Your instructions
Copy out the listing that follows exactly, dropping every picture.

##############################

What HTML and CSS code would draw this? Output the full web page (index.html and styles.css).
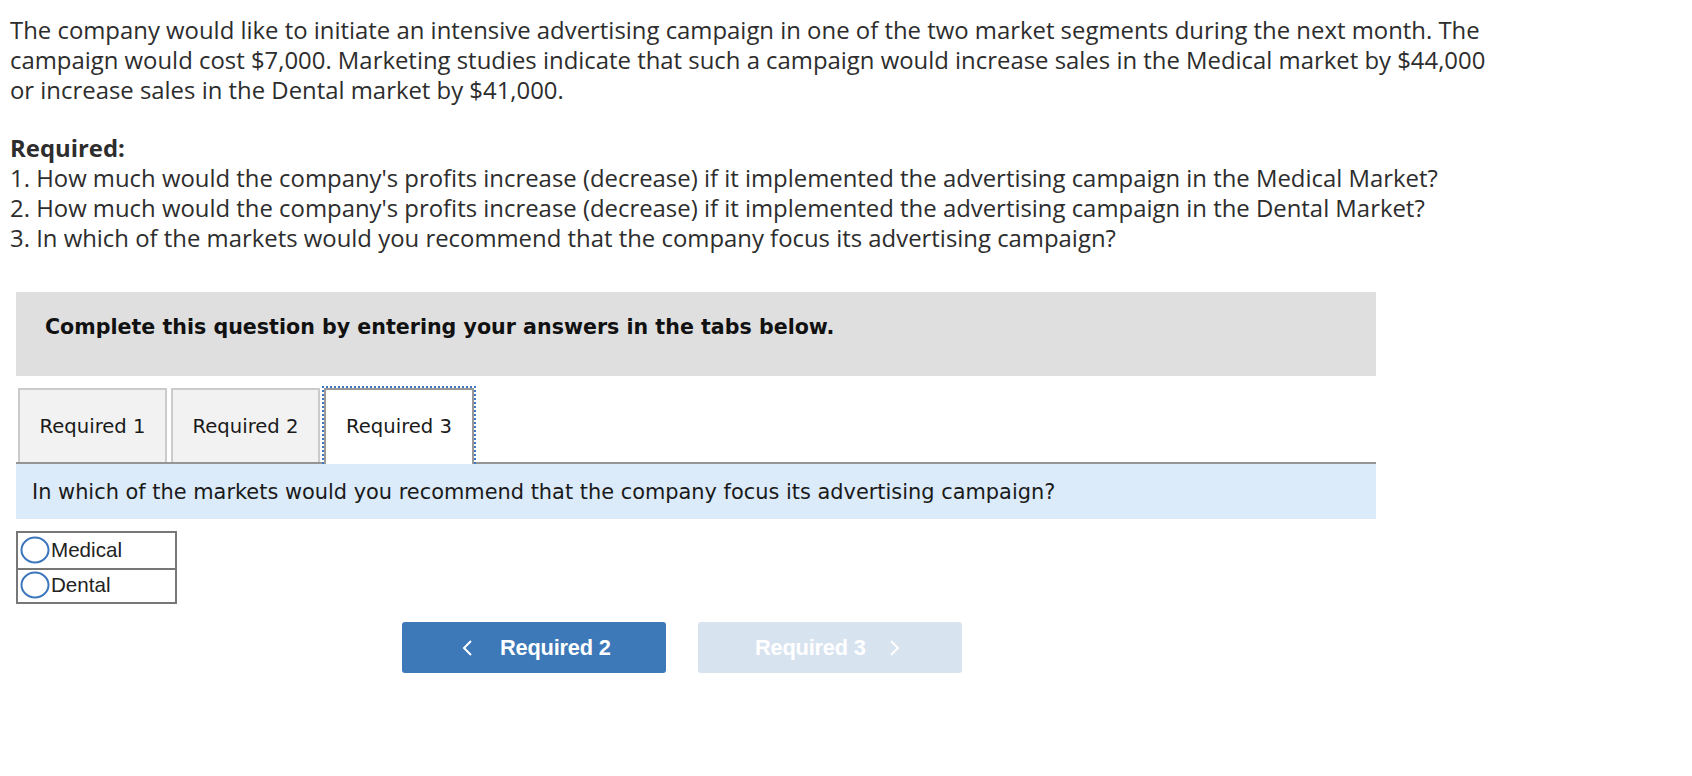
FILE: index.html
```html
<!DOCTYPE html>
<html lang="en">
<head>
<meta charset="utf-8">
<title>Advertising campaign question</title>
<link rel="stylesheet" href="styles.css">
</head>
<body>
<div class="page">
  <div class="prompt">
    <p class="intro">The company would like to initiate an intensive advertising campaign in one of the two market segments during the next month. The<br>campaign would cost $7,000. Marketing studies indicate that such a campaign would increase sales in the Medical market by $44,000<br>or increase sales in the Dental market by $41,000.</p>
    <p class="req-title">Required:</p>
    <p class="req-list">1. How much would the company's profits increase (decrease) if it implemented the advertising campaign in the Medical Market?<br>2. How much would the company's profits increase (decrease) if it implemented the advertising campaign in the Dental Market?<br>3. In which of the markets would you recommend that the company focus its advertising campaign?</p>
  </div>

  <div class="widget">
    <div class="banner">Complete this question by entering your answers in the tabs below.</div>

    <div class="tabs">
      <div class="tab">Required 1</div>
      <div class="tab">Required 2</div>
      <div class="tab active">Required 3</div>
    </div>

    <div class="question">In which of the markets would you recommend that the company focus its advertising campaign?</div>

    <div class="choices">
      <div class="choice">
        <svg class="radio" width="30" height="28" viewBox="0 0 30 28"><ellipse cx="15" cy="14" rx="13.5" ry="12.5" fill="#fff" stroke="#3b76bd" stroke-width="2"/></svg>
        <span>Medical</span>
      </div>
      <div class="choice">
        <svg class="radio" width="30" height="28" viewBox="0 0 30 28"><ellipse cx="15" cy="14" rx="13.5" ry="12.5" fill="#fff" stroke="#3b76bd" stroke-width="2"/></svg>
        <span>Dental</span>
      </div>
    </div>

    <div class="nav">
      <div class="btn prev">
        <svg class="chev" width="11" height="18" viewBox="0 0 11 18"><polyline points="9,2 2,9 9,16" fill="none" stroke="#fff" stroke-width="2"/></svg>
        <span>Required 2</span>
      </div>
      <div class="btn next">
        <span>Required 3</span>
        <svg class="chev" width="11" height="18" viewBox="0 0 11 18"><polyline points="2,2 9,9 2,16" fill="none" stroke="#fff" stroke-width="2"/></svg>
      </div>
    </div>
  </div>
</div>
</body>
</html>
```

FILE: styles.css
```css
html, body {
  margin: 0;
  padding: 0;
  background: #ffffff;
}

.page {
  padding-top: 15px;
}

.prompt {
  padding-left: 10px;
  font-family: "Open Sans", Lato, sans-serif;
  font-size: 23.9px;
  line-height: 30px;
  color: #2d2d2d;
}

.prompt p {
  margin: 0;
}

.intro {
  margin-bottom: 28px !important;
}

.req-title {
  font-weight: bold;
}

.widget {
  margin-left: 16px;
  width: 1360px;
  margin-top: 39px;
}

.banner {
  background: #dfdfdf;
  height: 84px;
  box-sizing: border-box;
  padding: 23px 0 0 29px;
  font-family: "DejaVu Sans", Verdana, sans-serif;
  font-weight: bold;
  font-size: 20.6px;
  line-height: 24px;
  color: #111;
}

.tabs {
  display: flex;
  align-items: flex-end;
  margin-top: 12px;
  padding-left: 2px;
  border-bottom: 2px solid #959595;
  height: 74px;
}

.tab {
  position: relative;
  box-sizing: border-box;
  width: 149px;
  height: 74px;
  margin-right: 4px;
  display: flex;
  align-items: center;
  justify-content: center;
  background: #f2f2f2;
  border: 2px solid #cbcbcb;
  border-bottom: none;
  font-family: "DejaVu Sans", Verdana, sans-serif;
  font-size: 19.6px;
  color: #1a1a1a;
}

.tab.active {
  width: 150px;
  height: 76px;
  margin-bottom: -2px;
  padding-bottom: 2px;
  background: #ffffff;
  border-color: #999999;
}

.tab.active::before {
  content: "";
  position: absolute;
  left: -4px;
  right: -4px;
  top: -4px;
  bottom: 0;
  border: 2px dotted #3d78bf;
  border-bottom: none;
}

.question {
  background: #dbebf9;
  height: 55px;
  box-sizing: border-box;
  padding: 16px 0 0 16px;
  font-family: "DejaVu Sans", Verdana, sans-serif;
  font-size: 20.9px;
  line-height: 24px;
  color: #1a1a1a;
}

.choices {
  margin-top: 12px;
  width: 161px;
  box-sizing: border-box;
  border: 2px solid #777777;
}

.choice {
  display: flex;
  align-items: center;
  height: 35px;
  padding-left: 2px;
  padding-bottom: 2px;
  box-sizing: border-box;
  font-family: "Liberation Sans", Arial, sans-serif;
  font-size: 20.6px;
  color: #222;
}

.choice + .choice {
  border-top: 2px solid #777777;
  height: 34px;
}

.radio {
  flex: none;
  margin-right: 1px;
}

.nav {
  display: flex;
  gap: 32px;
  margin-top: 18px;
  padding-left: 386px;
}

.btn {
  width: 264px;
  height: 51px;
  box-sizing: border-box;
  border-radius: 3px;
  display: flex;
  align-items: center;
  font-family: "Liberation Sans", Arial, sans-serif;
  font-weight: bold;
  font-size: 21.8px;
  letter-spacing: -0.2px;
  color: #ffffff;
}

.btn.prev {
  background: #3d78b8;
  padding-left: 60px;
  gap: 27px;
}

.btn.next {
  background: #d8e3f0;
  padding-left: 57px;
  gap: 23px;
}

.chev {
  flex: none;
}
```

##############################

Correct response
What HTML and CSS code would draw this? Output the full web page (index.html and styles.css).
FILE: index.html
```html
<!DOCTYPE html>
<html lang="en">
<head>
<meta charset="utf-8">
<title>Advertising campaign question</title>
<link rel="stylesheet" href="styles.css">
</head>
<body>
<div class="page">
  <div class="prompt">
    <p class="intro">The company would like to initiate an intensive advertising campaign in one of the two market segments during the next month. The<br>campaign would cost $7,000. Marketing studies indicate that such a campaign would increase sales in the Medical market by $44,000<br>or increase sales in the Dental market by $41,000.</p>
    <p class="req-title">Required:</p>
    <p class="req-list">1. How much would the company's profits increase (decrease) if it implemented the advertising campaign in the Medical Market?<br>2. How much would the company's profits increase (decrease) if it implemented the advertising campaign in the Dental Market?<br>3. In which of the markets would you recommend that the company focus its advertising campaign?</p>
  </div>

  <div class="widget">
    <div class="banner">Complete this question by entering your answers in the tabs below.</div>

    <div class="tabs">
      <div class="tab">Required 1</div>
      <div class="tab">Required 2</div>
      <div class="tab active">Required 3</div>
    </div>

    <div class="question">In which of the markets would you recommend that the company focus its advertising campaign?</div>

    <div class="choices">
      <div class="choice">
        <svg class="radio" width="30" height="28" viewBox="0 0 30 28"><ellipse cx="15" cy="14" rx="13.5" ry="12.5" fill="#fff" stroke="#3b76bd" stroke-width="2"/></svg>
        <span>Medical</span>
      </div>
      <div class="choice">
        <svg class="radio" width="30" height="28" viewBox="0 0 30 28"><ellipse cx="15" cy="14" rx="13.5" ry="12.5" fill="#fff" stroke="#3b76bd" stroke-width="2"/></svg>
        <span>Dental</span>
      </div>
    </div>

    <div class="nav">
      <div class="btn prev">
        <svg class="chev" width="11" height="18" viewBox="0 0 11 18"><polyline points="9,2 2,9 9,16" fill="none" stroke="#fff" stroke-width="2"/></svg>
        <span>Required 2</span>
      </div>
      <div class="btn next">
        <span>Required 3</span>
        <svg class="chev" width="11" height="18" viewBox="0 0 11 18"><polyline points="2,2 9,9 2,16" fill="none" stroke="#fff" stroke-width="2"/></svg>
      </div>
    </div>
  </div>
</div>
</body>
</html>
```

FILE: styles.css
```css
html, body {
  margin: 0;
  padding: 0;
  background: #ffffff;
}

.page {
  padding-top: 15px;
}

.prompt {
  padding-left: 10px;
  font-family: "Open Sans", Lato, sans-serif;
  font-size: 23.9px;
  line-height: 30px;
  color: #2d2d2d;
}

.prompt p {
  margin: 0;
}

.intro {
  margin-bottom: 28px !important;
}

.req-title {
  font-weight: bold;
}

.widget {
  margin-left: 16px;
  width: 1360px;
  margin-top: 39px;
}

.banner {
  background: #dfdfdf;
  height: 84px;
  box-sizing: border-box;
  padding: 23px 0 0 29px;
  font-family: "DejaVu Sans", Verdana, sans-serif;
  font-weight: bold;
  font-size: 20.6px;
  line-height: 24px;
  color: #111;
}

.tabs {
  display: flex;
  align-items: flex-end;
  margin-top: 12px;
  padding-left: 2px;
  border-bottom: 2px solid #959595;
  height: 74px;
}

.tab {
  position: relative;
  box-sizing: border-box;
  width: 149px;
  height: 74px;
  margin-right: 4px;
  display: flex;
  align-items: center;
  justify-content: center;
  background: #f2f2f2;
  border: 2px solid #cbcbcb;
  border-bottom: none;
  font-family: "DejaVu Sans", Verdana, sans-serif;
  font-size: 19.6px;
  color: #1a1a1a;
}

.tab.active {
  width: 150px;
  height: 76px;
  margin-bottom: -2px;
  padding-bottom: 2px;
  background: #ffffff;
  border-color: #999999;
}

.tab.active::before {
  content: "";
  position: absolute;
  left: -4px;
  right: -4px;
  top: -4px;
  bottom: 0;
  border: 2px dotted #3d78bf;
  border-bottom: none;
}

.question {
  background: #dbebf9;
  height: 55px;
  box-sizing: border-box;
  padding: 16px 0 0 16px;
  font-family: "DejaVu Sans", Verdana, sans-serif;
  font-size: 20.9px;
  line-height: 24px;
  color: #1a1a1a;
}

.choices {
  margin-top: 12px;
  width: 161px;
  box-sizing: border-box;
  border: 2px solid #777777;
}

.choice {
  display: flex;
  align-items: center;
  height: 35px;
  padding-left: 2px;
  padding-bottom: 2px;
  box-sizing: border-box;
  font-family: "Liberation Sans", Arial, sans-serif;
  font-size: 20.6px;
  color: #222;
}

.choice + .choice {
  border-top: 2px solid #777777;
  height: 34px;
}

.radio {
  flex: none;
  margin-right: 1px;
}

.nav {
  display: flex;
  gap: 32px;
  margin-top: 18px;
  padding-left: 386px;
}

.btn {
  width: 264px;
  height: 51px;
  box-sizing: border-box;
  border-radius: 3px;
  display: flex;
  align-items: center;
  font-family: "Liberation Sans", Arial, sans-serif;
  font-weight: bold;
  font-size: 21.8px;
  letter-spacing: -0.2px;
  color: #ffffff;
}

.btn.prev {
  background: #3d78b8;
  padding-left: 60px;
  gap: 27px;
}

.btn.next {
  background: #d8e3f0;
  padding-left: 57px;
  gap: 23px;
}

.chev {
  flex: none;
}
```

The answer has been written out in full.